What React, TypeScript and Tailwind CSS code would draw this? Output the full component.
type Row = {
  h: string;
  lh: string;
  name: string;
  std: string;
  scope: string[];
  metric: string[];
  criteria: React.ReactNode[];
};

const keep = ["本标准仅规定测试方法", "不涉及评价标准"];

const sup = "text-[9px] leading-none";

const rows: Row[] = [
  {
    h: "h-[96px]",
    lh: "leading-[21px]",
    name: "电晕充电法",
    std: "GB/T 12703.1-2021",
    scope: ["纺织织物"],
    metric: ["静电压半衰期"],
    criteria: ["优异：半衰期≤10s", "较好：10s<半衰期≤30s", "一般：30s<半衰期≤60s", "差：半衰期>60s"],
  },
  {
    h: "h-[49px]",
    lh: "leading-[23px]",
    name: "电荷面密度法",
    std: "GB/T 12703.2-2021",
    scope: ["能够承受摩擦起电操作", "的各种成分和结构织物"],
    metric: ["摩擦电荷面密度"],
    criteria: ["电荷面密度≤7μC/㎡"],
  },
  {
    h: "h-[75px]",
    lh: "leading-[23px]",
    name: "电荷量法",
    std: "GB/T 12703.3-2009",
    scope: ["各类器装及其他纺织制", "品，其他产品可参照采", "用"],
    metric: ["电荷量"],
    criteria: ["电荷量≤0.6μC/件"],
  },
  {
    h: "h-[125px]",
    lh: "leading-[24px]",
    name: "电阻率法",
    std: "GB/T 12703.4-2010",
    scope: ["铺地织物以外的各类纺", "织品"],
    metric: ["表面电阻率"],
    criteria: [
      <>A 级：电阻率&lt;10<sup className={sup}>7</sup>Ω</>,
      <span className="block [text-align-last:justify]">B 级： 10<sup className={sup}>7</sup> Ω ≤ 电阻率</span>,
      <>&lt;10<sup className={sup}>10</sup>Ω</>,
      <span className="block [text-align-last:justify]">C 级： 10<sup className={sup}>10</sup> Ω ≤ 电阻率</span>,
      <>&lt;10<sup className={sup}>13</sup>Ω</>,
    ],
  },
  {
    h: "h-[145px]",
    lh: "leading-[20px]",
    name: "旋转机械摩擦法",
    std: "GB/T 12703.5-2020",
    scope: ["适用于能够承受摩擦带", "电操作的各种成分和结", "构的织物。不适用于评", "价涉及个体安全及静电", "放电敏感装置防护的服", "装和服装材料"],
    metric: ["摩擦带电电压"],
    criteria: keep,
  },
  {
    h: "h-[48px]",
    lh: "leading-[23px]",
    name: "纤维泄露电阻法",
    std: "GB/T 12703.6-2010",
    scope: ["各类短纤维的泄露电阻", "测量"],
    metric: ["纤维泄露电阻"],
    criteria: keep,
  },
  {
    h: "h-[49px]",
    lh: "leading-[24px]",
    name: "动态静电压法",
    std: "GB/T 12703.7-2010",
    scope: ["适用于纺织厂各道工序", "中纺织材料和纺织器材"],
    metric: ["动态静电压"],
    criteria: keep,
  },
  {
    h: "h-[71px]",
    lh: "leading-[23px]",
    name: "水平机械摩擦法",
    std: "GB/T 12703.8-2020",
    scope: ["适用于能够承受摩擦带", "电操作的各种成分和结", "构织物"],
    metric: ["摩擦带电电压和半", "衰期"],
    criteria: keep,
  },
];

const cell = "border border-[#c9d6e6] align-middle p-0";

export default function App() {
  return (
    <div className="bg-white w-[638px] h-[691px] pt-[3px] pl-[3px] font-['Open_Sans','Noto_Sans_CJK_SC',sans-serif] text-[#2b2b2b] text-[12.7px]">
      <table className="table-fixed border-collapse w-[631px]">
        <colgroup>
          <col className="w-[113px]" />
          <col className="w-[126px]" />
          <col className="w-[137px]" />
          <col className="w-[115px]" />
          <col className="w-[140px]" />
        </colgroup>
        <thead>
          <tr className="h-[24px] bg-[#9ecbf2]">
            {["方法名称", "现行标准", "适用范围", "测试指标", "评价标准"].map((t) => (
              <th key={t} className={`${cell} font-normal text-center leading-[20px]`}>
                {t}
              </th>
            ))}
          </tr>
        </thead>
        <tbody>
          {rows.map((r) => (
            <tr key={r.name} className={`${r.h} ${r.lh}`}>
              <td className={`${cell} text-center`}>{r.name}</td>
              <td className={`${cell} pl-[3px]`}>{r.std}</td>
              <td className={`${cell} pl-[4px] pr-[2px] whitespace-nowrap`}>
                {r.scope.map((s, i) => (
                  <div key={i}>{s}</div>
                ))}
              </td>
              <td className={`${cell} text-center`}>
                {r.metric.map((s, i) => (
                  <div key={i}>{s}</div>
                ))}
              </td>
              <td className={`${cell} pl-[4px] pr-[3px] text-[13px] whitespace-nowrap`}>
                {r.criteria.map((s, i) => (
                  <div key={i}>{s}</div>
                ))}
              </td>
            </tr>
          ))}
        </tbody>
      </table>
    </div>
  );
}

——

The exercise:
Retype all of the material, keeping each line exact.

Exercise response:
What React, TypeScript and Tailwind CSS code would draw this? Output the full component.
type Row = {
  h: string;
  lh: string;
  name: string;
  std: string;
  scope: string[];
  metric: string[];
  criteria: React.ReactNode[];
};

const keep = ["本标准仅规定测试方法", "不涉及评价标准"];

const sup = "text-[9px] leading-none";

const rows: Row[] = [
  {
    h: "h-[96px]",
    lh: "leading-[21px]",
    name: "电晕充电法",
    std: "GB/T 12703.1-2021",
    scope: ["纺织织物"],
    metric: ["静电压半衰期"],
    criteria: ["优异：半衰期≤10s", "较好：10s<半衰期≤30s", "一般：30s<半衰期≤60s", "差：半衰期>60s"],
  },
  {
    h: "h-[49px]",
    lh: "leading-[23px]",
    name: "电荷面密度法",
    std: "GB/T 12703.2-2021",
    scope: ["能够承受摩擦起电操作", "的各种成分和结构织物"],
    metric: ["摩擦电荷面密度"],
    criteria: ["电荷面密度≤7μC/㎡"],
  },
  {
    h: "h-[75px]",
    lh: "leading-[23px]",
    name: "电荷量法",
    std: "GB/T 12703.3-2009",
    scope: ["各类器装及其他纺织制", "品，其他产品可参照采", "用"],
    metric: ["电荷量"],
    criteria: ["电荷量≤0.6μC/件"],
  },
  {
    h: "h-[125px]",
    lh: "leading-[24px]",
    name: "电阻率法",
    std: "GB/T 12703.4-2010",
    scope: ["铺地织物以外的各类纺", "织品"],
    metric: ["表面电阻率"],
    criteria: [
      <>A 级：电阻率&lt;10<sup className={sup}>7</sup>Ω</>,
      <span className="block [text-align-last:justify]">B 级： 10<sup className={sup}>7</sup> Ω ≤ 电阻率</span>,
      <>&lt;10<sup className={sup}>10</sup>Ω</>,
      <span className="block [text-align-last:justify]">C 级： 10<sup className={sup}>10</sup> Ω ≤ 电阻率</span>,
      <>&lt;10<sup className={sup}>13</sup>Ω</>,
    ],
  },
  {
    h: "h-[145px]",
    lh: "leading-[20px]",
    name: "旋转机械摩擦法",
    std: "GB/T 12703.5-2020",
    scope: ["适用于能够承受摩擦带", "电操作的各种成分和结", "构的织物。不适用于评", "价涉及个体安全及静电", "放电敏感装置防护的服", "装和服装材料"],
    metric: ["摩擦带电电压"],
    criteria: keep,
  },
  {
    h: "h-[48px]",
    lh: "leading-[23px]",
    name: "纤维泄露电阻法",
    std: "GB/T 12703.6-2010",
    scope: ["各类短纤维的泄露电阻", "测量"],
    metric: ["纤维泄露电阻"],
    criteria: keep,
  },
  {
    h: "h-[49px]",
    lh: "leading-[24px]",
    name: "动态静电压法",
    std: "GB/T 12703.7-2010",
    scope: ["适用于纺织厂各道工序", "中纺织材料和纺织器材"],
    metric: ["动态静电压"],
    criteria: keep,
  },
  {
    h: "h-[71px]",
    lh: "leading-[23px]",
    name: "水平机械摩擦法",
    std: "GB/T 12703.8-2020",
    scope: ["适用于能够承受摩擦带", "电操作的各种成分和结", "构织物"],
    metric: ["摩擦带电电压和半", "衰期"],
    criteria: keep,
  },
];

const cell = "border border-[#c9d6e6] align-middle p-0";

export default function App() {
  return (
    <div className="bg-white w-[638px] h-[691px] pt-[3px] pl-[3px] font-['Open_Sans','Noto_Sans_CJK_SC',sans-serif] text-[#2b2b2b] text-[12.7px]">
      <table className="table-fixed border-collapse w-[631px]">
        <colgroup>
          <col className="w-[113px]" />
          <col className="w-[126px]" />
          <col className="w-[137px]" />
          <col className="w-[115px]" />
          <col className="w-[140px]" />
        </colgroup>
        <thead>
          <tr className="h-[24px] bg-[#9ecbf2]">
            {["方法名称", "现行标准", "适用范围", "测试指标", "评价标准"].map((t) => (
              <th key={t} className={`${cell} font-normal text-center leading-[20px]`}>
                {t}
              </th>
            ))}
          </tr>
        </thead>
        <tbody>
          {rows.map((r) => (
            <tr key={r.name} className={`${r.h} ${r.lh}`}>
              <td className={`${cell} text-center`}>{r.name}</td>
              <td className={`${cell} pl-[3px]`}>{r.std}</td>
              <td className={`${cell} pl-[4px] pr-[2px] whitespace-nowrap`}>
                {r.scope.map((s, i) => (
                  <div key={i}>{s}</div>
                ))}
              </td>
              <td className={`${cell} text-center`}>
                {r.metric.map((s, i) => (
                  <div key={i}>{s}</div>
                ))}
              </td>
              <td className={`${cell} pl-[4px] pr-[3px] text-[13px] whitespace-nowrap`}>
                {r.criteria.map((s, i) => (
                  <div key={i}>{s}</div>
                ))}
              </td>
            </tr>
          ))}
        </tbody>
      </table>
    </div>
  );
}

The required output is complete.